Petitioners failed to timely file their 1992 tax return. They did not present any evidence establishing that their delinquent filing was due to reasonable cause. Indeed, the evidence reveals that they knew that they were required to file income tax returns but did not do so until contacted by respondent's revenue agent.

Section 6662 imposes a penalty equal to 20 percent of the portion of the underpayment that is attributable to negligence. In order to avoid this penalty, petitioners must prove that they were not negligent. Negligence is defined as the failure to exercise the due care that a reasonable, prudent person would exercise under similar circumstances. Zmuda v. Commissioner [84-1 USTC ╤ 9442], 731 F.2d 1417, 1422 (9th Cir. 1984), affg. [Dec. 39,468] 79 T.C. 714 (1982); Neely v. Commissioner [Dec. 42,540], 85 T.C. 934, 947 (1985).

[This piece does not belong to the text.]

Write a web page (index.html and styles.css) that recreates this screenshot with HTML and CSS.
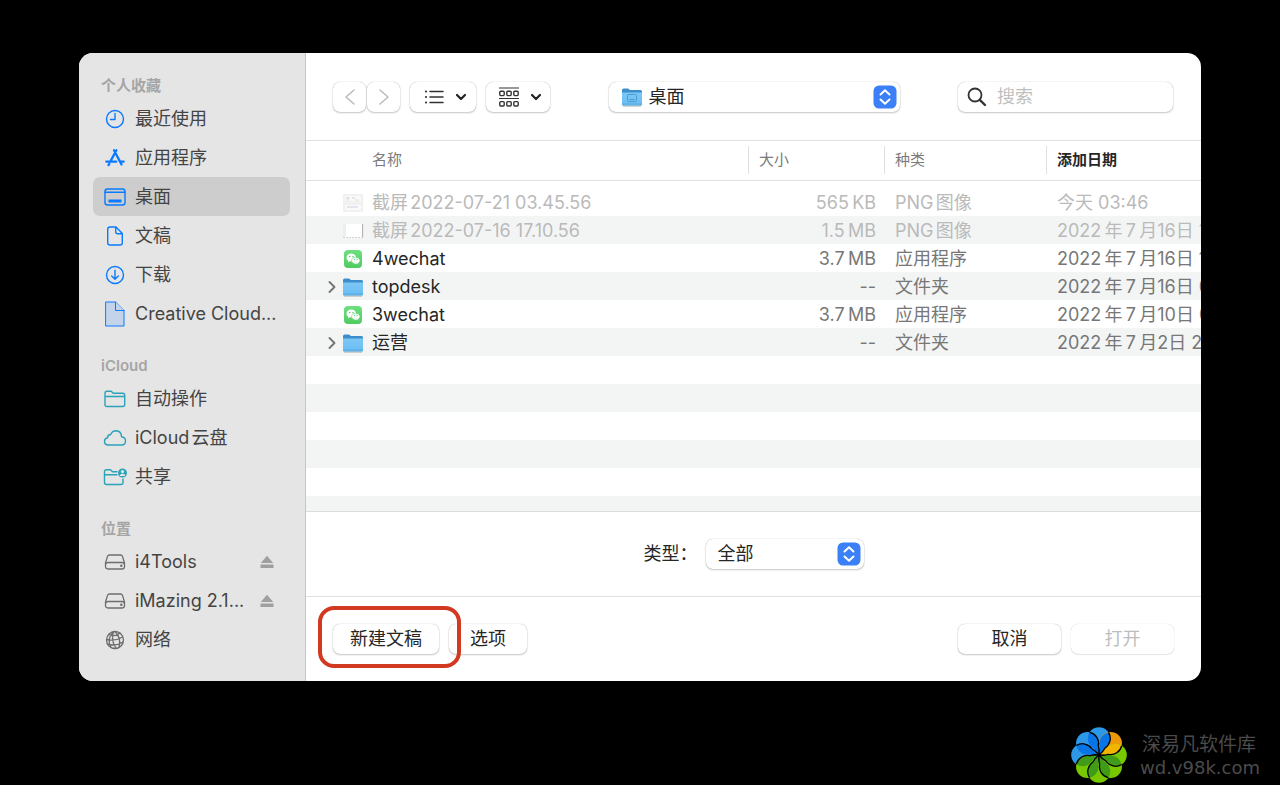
FILE: index.html
```html
<!DOCTYPE html>
<html lang="zh-CN">
<head>
<meta charset="utf-8">
<title>桌面</title>
<link rel="stylesheet" href="styles.css">
</head>
<body>
<svg class="defs" aria-hidden="true">
  <defs>
    <linearGradient id="g-folder" x1="0" y1="0" x2="0" y2="1"><stop offset="0" stop-color="#7cc8f6"/><stop offset="1" stop-color="#69bcf1"/></linearGradient>
    <linearGradient id="g-chat" x1="0" y1="0" x2="0" y2="1"><stop offset="0" stop-color="#6ee07d"/><stop offset="1" stop-color="#4fcb63"/></linearGradient>
  </defs>
  <symbol id="folder" viewBox="0 0 22 20">
    <path d="M1 3.2Q1 1.4 2.6 1.4H7L9 3H19.5Q21 3 21 4.5V8H1Z" fill="#3d8fcb"/>
    <path d="M1 5.4H21V17.4Q21 18.8 19.6 18.8H2.4Q1 18.8 1 17.4Z" fill="url(#g-folder)"/>
    <path d="M1 17H21" stroke="#56a9e2"/><path d="M2 19.1H20" stroke="#999" stroke-width=".7"/>
  </symbol>
  <symbol id="chat" viewBox="0 0 20 20">
    <rect x="1" y="1" width="18" height="18" rx="4" fill="url(#g-chat)"/>
    <path d="M8.3 4.600c-2.800 0-4.800 1.800-4.800 4 0 1.300.7 2.300 1.700 3l-.4 1.600 1.800-.9c.6.2 1.100.2 1.700.2 2.700 0 4.800-1.700 4.800-3.900s-2.100-4-4.800-4Z" fill="#fff"/>
    <path d="M12.700 8.200c-2.400 0-4.200 1.500-4.200 3.400s1.800 3.400 4.200 3.400c.5 0 1-.1 1.400-.2l1.500.8-.3-1.400c1-.6 1.600-1.600 1.600-2.600 0-1.900-1.800-3.400-4.200-3.400Z" fill="#fff" stroke="#5dd36f" stroke-width=".6"/>
    <g fill="#52c966"><circle cx="6.700" cy="7.500" r=".7"/><circle cx="9.900" cy="7.500" r=".7"/><circle cx="11.400" cy="10.700" r=".6"/><circle cx="14.100" cy="10.700" r=".6"/></g>
  </symbol>
  <symbol id="stepper" viewBox="0 0 24 24">
    <rect width="23" height="23" x=".5" y=".5" rx="5.500" fill="#3b80f6"/>
    <path d="M7.500 9.500 12 5.300l4.500 4.200M7.500 14.500 12 18.700l4.500-4.200" fill="none" stroke="#fff" stroke-width="2" stroke-linecap="round" stroke-linejoin="round"/>
  </symbol>
  <symbol id="disk" viewBox="0 0 24 24">
    <path d="M6.500 5h11q1.500 0 2 1.400l2 6.600v3.500q0 2.500-2.500 2.500H5q-2.500 0-2.500-2.500V13l2-6.600Q5 5 6.500 5ZM2.700 14.200q.6-1.700 2.300-1.700h14q1.700 0 2.300 1.700"/><circle cx="18.300" cy="15.700" r=".6"/>
  </symbol>
  <symbol id="eject" viewBox="0 0 14 14"><path d="M7 .8 13.200 8H.8ZM.5 9.600h13v3.400H.5Z"/></symbol>
  <symbol id="disclosure" viewBox="0 0 10 14"><path d="M2.500 2 7.500 7l-5 5" fill="none" stroke="#747474" stroke-width="1.900" stroke-linecap="round" stroke-linejoin="round"/></symbol>
  <symbol id="chevron" viewBox="0 0 12 8"><path d="M2 2 6 6l4-4" fill="none" stroke="#222" stroke-width="2.200" stroke-linecap="round" stroke-linejoin="round"/></symbol>
</svg>

<div class="dialog" role="dialog" aria-label="打开">
  <nav class="sidebar">
    <section>
      <h2>个人收藏</h2>
      <ul>
        <li><button class="place"><svg class="ico" viewBox="0 0 24 24"><circle cx="12" cy="12" r="8.500"/><path d="M12 6.500V12.500H7.500"/></svg><span>最近使用</span></button></li>
        <li><button class="place"><svg class="ico thick" viewBox="0 0 24 24"><path d="M11 4.200l7.500 14.200M13.400 4.200 7.800 14.600M6.300 17.800l-.8 1.300M3.300 15.600h10M17.200 15.600h3.500"/></svg><span>应用程序</span></button></li>
        <li><button class="place current" aria-current="true"><svg class="ico" viewBox="0 0 24 24"><rect x="2" y="4" width="20" height="16" rx="2.500"/><path d="M2 7.300h20"/><path d="M5.500 14.600h13v2.800h-13Z" class="solid"/></svg><span>桌面</span></button></li>
        <li><button class="place"><svg class="ico" viewBox="0 0 24 24"><path d="M13 3H7Q4.700 3 4.700 5.300v13.400Q4.700 21 7 21h10q2.300 0 2.300-2.300V9.500ZM12.700 3v4.700q0 2 2 2h4.600"/></svg><span>文稿</span></button></li>
        <li><button class="place"><svg class="ico" viewBox="0 0 24 24"><circle cx="12" cy="12" r="8.500"/><path d="M12 7.300v9M8.700 13l3.300 3.300 3.300-3.300"/></svg><span>下载</span></button></li>
        <li><button class="place"><svg class="ico sheet" viewBox="0 0 24 28"><path d="M3 2h9.500l8.500 8.500V26H3Z"/><path d="M12.500 2v8.500H21"/></svg><span>Creative Cloud...</span></button></li>
      </ul>
    </section>
    <section>
      <h2>iCloud</h2>
      <ul class="teal">
        <li><button class="place"><svg class="ico" viewBox="0 0 24 24"><path d="M2 17.500V6.300Q2 4.300 4 4.300h4.200l2 2H19.700q2 0 2 2v9.200q0 2-2 2H4q-2 0-2-2ZM2 9.500h19.700"/></svg><span>自动操作</span></button></li>
        <li><button class="place"><svg class="ico" viewBox="0 0 24 24"><path d="M5.500 19Q1.500 19 1.500 15.500 1.500 12.400 4.600 11.700 4.600 8.700 7.700 8.500 9.200 4.700 13 4.700 18.400 4.900 18.500 10.700 22.500 11.200 22.500 15 22.500 19 18.500 19Z"/></svg><span>iCloud云盘</span></button></li>
        <li><button class="place"><svg class="ico" viewBox="0 0 24 24"><path d="M14 6.700H9.500l-2-2H3.500q-2 0-2 2V17.500q0 2 2 2H18q2 0 2-2v-3.500M1.500 9.700h12.500"/><circle cx="19.500" cy="8" r="4.500" class="solid"/><path d="M16.900 11q0-2.300 2.600-2.300t2.600 2.300Z" class="cut"/><circle cx="19.500" cy="6.600" r="1.600" class="cut"/></svg><span>共享</span></button></li>
      </ul>
    </section>
    <section>
      <h2>位置</h2>
      <ul class="gray">
        <li class="volume"><button class="place"><svg class="ico"><use href="#disk"/></svg><span>i4Tools</span></button><button class="eject" aria-label="推出 i4Tools"><svg><use href="#eject"/></svg></button></li>
        <li class="volume"><button class="place"><svg class="ico"><use href="#disk"/></svg><span>iMazing 2.1...</span></button><button class="eject" aria-label="推出 iMazing"><svg><use href="#eject"/></svg></button></li>
        <li><button class="place"><svg class="ico" viewBox="0 0 24 24"><circle cx="12" cy="12" r="8.500"/><path d="M10.500 3.700Q7.500 12 13 20.400M10.500 3.700Q3 11 8 19.500M12 3.500Q18.500 10 16 19.500M3.600 11.500Q12 13.500 19.800 9M5.700 6.500Q12 9.500 17 5M4.500 16.200Q13 18.500 20 14"/></svg><span>网络</span></button></li>
      </ul>
    </section>
  </nav>

  <main class="main">
    <header class="toolbar">
      <div class="tools">
        <div class="history">
          <button class="control nav" aria-label="后退"><svg viewBox="0 0 12 18"><path d="M10 2 2 9l8 7"/></svg></button>
          <button class="control nav" aria-label="前进"><svg viewBox="0 0 12 18"><path d="M2 2l8 7-8 7"/></svg></button>
        </div>
        <button class="control view" aria-label="列表显示">
          <svg class="glyph" viewBox="0 0 20 20"><path d="M6 4.500h13M6 10h13M6 15.500h13" stroke="#333" stroke-width="1.500" stroke-linecap="round"/><g fill="#333"><circle cx="2" cy="4.500" r="1.100"/><circle cx="2" cy="10" r="1.100"/><circle cx="2" cy="15.500" r="1.100"/></g></svg>
          <svg class="chev"><use href="#chevron"/></svg>
        </button>
        <button class="control view grouped" aria-label="分组">
          <svg class="glyph" viewBox="0 0 20 20" fill="none" stroke="#333" stroke-width="1.400"><path d="M0 1h20M0 11.500h20" stroke-width="1.200"/><rect x=".8" y="4.200" width="4.400" height="4.400" rx="1"/><rect x="7.800" y="4.200" width="4.400" height="4.400" rx="1"/><rect x="14.800" y="4.200" width="4.400" height="4.400" rx="1"/><rect x=".8" y="14.600" width="4.400" height="4.400" rx="1"/><rect x="7.800" y="14.600" width="4.400" height="4.400" rx="1"/><rect x="14.800" y="14.600" width="4.400" height="4.400" rx="1"/></svg>
          <svg class="chev"><use href="#chevron"/></svg>
        </button>
      </div>
      <div class="popup location">
        <select class="control" aria-label="位置"><option>桌面</option></select>
        <svg class="lead" viewBox="0 0 22 20"><use href="#folder"/><rect x="6.500" y="7.500" width="9" height="7" rx="1" fill="none" stroke="#4a9cd3"/><path d="M8.500 12.500h5" stroke="#4a9cd3"/></svg>
        <svg class="step"><use href="#stepper"/></svg>
      </div>
      <div class="search">
        <svg viewBox="0 0 20 20"><circle cx="8" cy="8" r="6.500"/><path d="M12.800 12.800 18 18" stroke-width="2.400"/></svg>
        <input class="control" type="search" placeholder="搜索" aria-label="搜索">
      </div>
    </header>

    <div class="files">
      <table>
        <colgroup><col><col class="c-size"><col class="c-kind"><col class="c-date"></colgroup>
        <thead><tr><th>名称</th><th>大小</th><th>种类</th><th class="sorted">添加日期</th></tr></thead>
        <tbody>
          <tr class="off"><td><div class="name"><i></i><svg viewBox="0 0 22 20"><path d="M1 1h20v18H1Z" fill="#f1f1f1"/><path d="M3 3h16v5H3ZM3 12h16v5H3Z" fill="#fafafa"/><path d="M4 5h4M10 5h3M5 14h11" stroke="#c9d2e3"/><path d="M4 7h3M13 7h4" stroke="#ddd"/></svg>截屏2022-07-21 03.45.56</div></td><td>565&#8201;KB</td><td>PNG图像</td><td>今天 03:46</td></tr>
          <tr class="off"><td><div class="name"><i></i><svg viewBox="0 0 22 20"><path d="M1 3h20v13.500H1Z" fill="#fff"/><path d="M1 3h3v13H1Z" fill="#eee"/><path d="M1 16.500h20" stroke="#d3d3cd" stroke-dasharray="2 1"/><path d="M20.600 3v13" stroke="#aaa"/></svg>截屏2022-07-16 17.10.56</div></td><td>1.5&#8201;MB</td><td>PNG图像</td><td>2022&#8201;年&#8201;7&#8201;月16日 1</td></tr>
          <tr><td><div class="name"><i></i><svg><use href="#chat"/></svg>4wechat</div></td><td>3.7&#8201;MB</td><td>应用程序</td><td>2022&#8201;年&#8201;7&#8201;月16日 1</td></tr>
          <tr><td><div class="name"><button class="open" aria-label="展开 topdesk"><svg><use href="#disclosure"/></svg></button><svg><use href="#folder"/></svg>topdesk</div></td><td>--</td><td>文件夹</td><td>2022&#8201;年&#8201;7&#8201;月16日 0</td></tr>
          <tr><td><div class="name"><i></i><svg><use href="#chat"/></svg>3wechat</div></td><td>3.7&#8201;MB</td><td>应用程序</td><td>2022&#8201;年&#8201;7&#8201;月10日 0</td></tr>
          <tr><td><div class="name"><button class="open" aria-label="展开 运营"><svg><use href="#disclosure"/></svg></button><svg><use href="#folder"/></svg>运营</div></td><td>--</td><td>文件夹</td><td>2022&#8201;年&#8201;7&#8201;月2日 2</td></tr>
        </tbody>
      </table>
    </div>

    <div class="filter">
      <label for="type">类型：</label>
      <div class="popup type">
        <select class="control" id="type"><option>全部</option></select>
        <svg class="step"><use href="#stepper"/></svg>
      </div>
    </div>

    <footer class="actions">
      <div class="marked"><button class="control">新建文稿</button></div>
      <button class="control options">选项</button>
      <button class="control wide cancel">取消</button>
      <button class="control wide" disabled>打开</button>
    </footer>
  </main>
</div>

<aside class="brand">
  <svg viewBox="-30 -28 60 56" aria-hidden="true">
    <defs>
      <circle id="petal" cy="-16.500" r="11.300"/>
      <path id="lens" d="M9.500-22.600A11.300 11.300 0 0 1 6-7L0 0 .7-9.200A11.300 11.300 0 0 1 9.500-22.600Z"/>
      <path id="arm" d="M9.500-22.600A11.300 11.300 0 0 1 6-7Q4-3 0 0"/>
    </defs>
    <g fill="#2d97e8"><use href="#petal"/><use href="#petal" transform="rotate(-45)"/><use href="#petal" transform="rotate(-90)"/></g>
    <use href="#petal" transform="rotate(45)" fill="#ee9a08"/>
    <g fill="#78c800"><use href="#petal" transform="rotate(90)"/><use href="#petal" transform="rotate(135)"/><use href="#petal" transform="rotate(180)"/><use href="#petal" transform="rotate(225)"/></g>
    <g fill="#0875e6"><use href="#lens"/><use href="#lens" transform="rotate(-45)"/><use href="#lens" transform="rotate(-90)"/></g>
    <use href="#lens" transform="rotate(45)" fill="#f2b400"/>
    <g fill="#409c18"><use href="#lens" transform="rotate(90)"/><use href="#lens" transform="rotate(135)"/><use href="#lens" transform="rotate(180)"/><use href="#lens" transform="rotate(225)"/></g>
    <g fill="none" stroke="#000" stroke-width="1.300">
      <use href="#arm"/><use href="#arm" transform="rotate(45)"/><use href="#arm" transform="rotate(90)"/><use href="#arm" transform="rotate(135)"/><use href="#arm" transform="rotate(180)"/><use href="#arm" transform="rotate(225)"/><use href="#arm" transform="rotate(270)"/><use href="#arm" transform="rotate(315)"/>
    </g>
    <circle r="2"/>
  </svg>
  <div><p class="brand-name">深易凡软件库</p><p class="brand-url">wd.v98k.com</p></div>
</aside>
</body>
</html>
```
FILE: styles.css
```css
* { box-sizing: border-box; }
body {
  margin: 0;
  min-height: 100vh;
  padding: 53px 79px 0;
  background: #000;
  color: #262626;
  font-family: Inter, "Noto Sans CJK SC", sans-serif;
  font-size: 18px;
  line-height: 28px;
  text-autospace: normal;
}
.defs { position: absolute; width: 0; height: 0; }
button, select, input { font: inherit; color: inherit; text-autospace: inherit; }
button { border: 0; padding: 0; background: none; }
ul { list-style: none; margin: 0; padding: 0; }

.dialog {
  display: flex;
  border-radius: 14px;
  overflow: hidden;
  background: #fff;
}

/* Sidebar */
.sidebar {
  flex: none;
  display: flex;
  flex-direction: column;
  gap: 19px;
  width: 227px;
  padding: 19px 15px 22px 14px;
  background: #e5e5e5;
  border-right: 1px solid #c4c4c4;
  color: #444;
}
.sidebar h2 {
  margin: 0;
  padding-left: 8px;
  font-size: 15px;
  line-height: 27px;
  font-weight: 600;
  color: #a5a5a5;
}
.place {
  display: flex;
  align-items: center;
  gap: 8px;
  width: 100%;
  height: 39px;
  padding-left: 10px;
  border-radius: 7px;
  text-align: left;
  white-space: nowrap;
}
.place.current { background: #cdcdcd; }
.volume { display: flex; align-items: center; padding-right: 16px; }
.volume .place { flex: 1; min-width: 0; }
.eject { display: flex; }
.eject svg { width: 14px; height: 14px; fill: #9f9f9f; }
.ico {
  flex: none;
  width: 24px;
  height: 24px;
  fill: none;
  stroke: #0a7aff;
  stroke-width: 1.4;
  stroke-linecap: round;
  stroke-linejoin: round;
}
.ico .solid { fill: #0a7aff; stroke: none; }
.thick { stroke-width: 2.3; }
.sheet { height: 28px; fill: #c3d4ea; stroke-width: 1; stroke-linejoin: miter; }
.teal .ico { stroke: #2ba3b8; }
.teal .ico .solid { fill: #2ba3b8; }
.teal .ico .cut { fill: #e5e5e5; stroke: none; }
.gray .ico { stroke: #6d6d6d; stroke-width: 1.3; }

/* Controls */
.control {
  height: 30px;
  border: 0;
  border-radius: 7px;
  background: #fff;
  box-shadow: 0 0 1px rgba(0, 0, 0, .35), 0 1px 2px rgba(0, 0, 0, .2);
}
.control:disabled { color: #bdbdbd; box-shadow: 0 0 1px rgba(0, 0, 0, .25), 0 1px 1px rgba(0, 0, 0, .08); }
.popup { position: relative; }
.popup select { appearance: none; width: 100%; padding: 0 36px 0 12px; }
.popup svg { position: absolute; pointer-events: none; }
.step { top: 3px; right: 3px; width: 24px; height: 24px; }

/* Main column */
.main { flex: 1; min-width: 0; }
.toolbar {
  display: flex;
  align-items: center;
  justify-content: space-between;
  gap: 16px;
  height: 88px;
  padding: 0 28px 0 27px;
  border-bottom: 1px solid #dfdfdf;
}
.tools { display: flex; gap: 10px; }
.history { display: flex; gap: 1px; }
.nav { display: grid; place-items: center; width: 33px; }
.nav svg { width: 12px; height: 18px; fill: none; stroke: #bcbcbc; stroke-width: 1.6; stroke-linecap: round; stroke-linejoin: round; }
.view { display: flex; align-items: center; gap: 11px; width: 66px; padding-left: 14px; }
.grouped { width: 64px; padding-left: 13px; }
.glyph { width: 20px; height: 20px; }
.chev { width: 12px; height: 8px; }
.location { flex: 0 1 291px; }
.location select { padding-left: 40px; }
.lead { top: 5px; left: 12px; width: 22px; height: 20px; }
.search { position: relative; flex: 0 1 215px; }
.search svg { position: absolute; top: 5px; left: 9px; width: 20px; height: 20px; fill: none; stroke: #333; stroke-width: 1.8; stroke-linecap: round; }
.search input { display: block; width: 100%; padding: 0 8px 0 39px; }
.search input::placeholder { color: #bfbfbf; opacity: 1; }

/* File list */
.files {
  height: 371px;
  overflow: hidden;
  border-bottom: 1px solid #dcdcdc;
  background: repeating-linear-gradient(#fff 0 28px, #f3f5f5 28px 56px) 0 47px no-repeat;
}
table { width: 100%; table-layout: fixed; border-collapse: collapse; }
.c-size { width: 136px; }
.c-kind { width: 162px; }
.c-date { width: 155px; }
th {
  height: 39px;
  padding: 0 0 0 11px;
  border-bottom: 1px solid #dfdfdf;
  background: linear-gradient(#dfdfdf, #dfdfdf) 0 center / 1px 28px no-repeat;
  text-align: left;
  font-size: 15px;
  font-weight: 400;
  color: #7b7b7b;
}
th:first-child { padding-left: 66px; background: none; }
th.sorted { font-weight: 700; color: #262626; }
tbody::before { content: ""; display: block; height: 8px; }
td {
  height: 28px;
  padding: 0 0 0 11px;
  overflow: hidden;
  white-space: nowrap;
  color: #777;
}
td:first-child { padding-left: 20px; color: #262626; }
td:nth-child(2) { padding-right: 8px; text-align: right; }
td:nth-child(4) { text-autospace: no-autospace; }
.off td, .off td:first-child { color: #bababa; }
.name { display: flex; align-items: center; }
.name > svg { width: 22px; height: 20px; margin-right: 8px; }
.name i, .open { flex: none; width: 16px; }
.open { display: flex; }
.open svg { width: 12px; height: 14px; }

/* Type filter and action buttons */
.filter {
  display: flex;
  align-items: center;
  justify-content: center;
  gap: 8px;
  height: 85px;
  border-bottom: 1px solid #dfdfdf;
}
.type { width: 158px; }
.actions {
  display: flex;
  align-items: center;
  gap: 10px;
  height: 84px;
  padding: 0 27px;
}
.actions .control { padding: 0 17px; }
.marked { position: relative; }
.marked::after {
  content: "";
  position: absolute;
  z-index: 1;
  inset: -18px -22px -14px -15px;
  border: 4px solid #d13a20;
  border-radius: 16px;
  pointer-events: none;
}
.actions .options { padding: 0 21px; }
.actions .wide { width: 103px; }
.cancel { margin-left: auto; }

/* Site mark */
.brand {
  display: flex;
  justify-content: flex-end;
  gap: 11px;
  margin: 46px -59px 0 0;
  color: #4b4b4b;
}
.brand svg { width: 60px; height: 56px; }
.brand p { margin: 0; line-height: 23px; }
.brand div { padding-top: 6px; }
.brand-name { padding-left: 2px; font-size: 19px; }
.brand-url { font-family: "DejaVu Sans", sans-serif; font-size: 18px; }
```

Petitioners failed to exercise the due care that a reasonable prudent person would have exercised by (1) failing to maintain adequate books and records, (2) failing to report the $7,220 sales award as income, and (3) overstating Schedule C deductions. Accordingly, we sustain respondent's determination that petitioners are liable for both the section 6651(a)(1) addition to tax and the section 6662 penalty for 1992.

To reflect the foregoing,

Decision will be entered under Rule 155.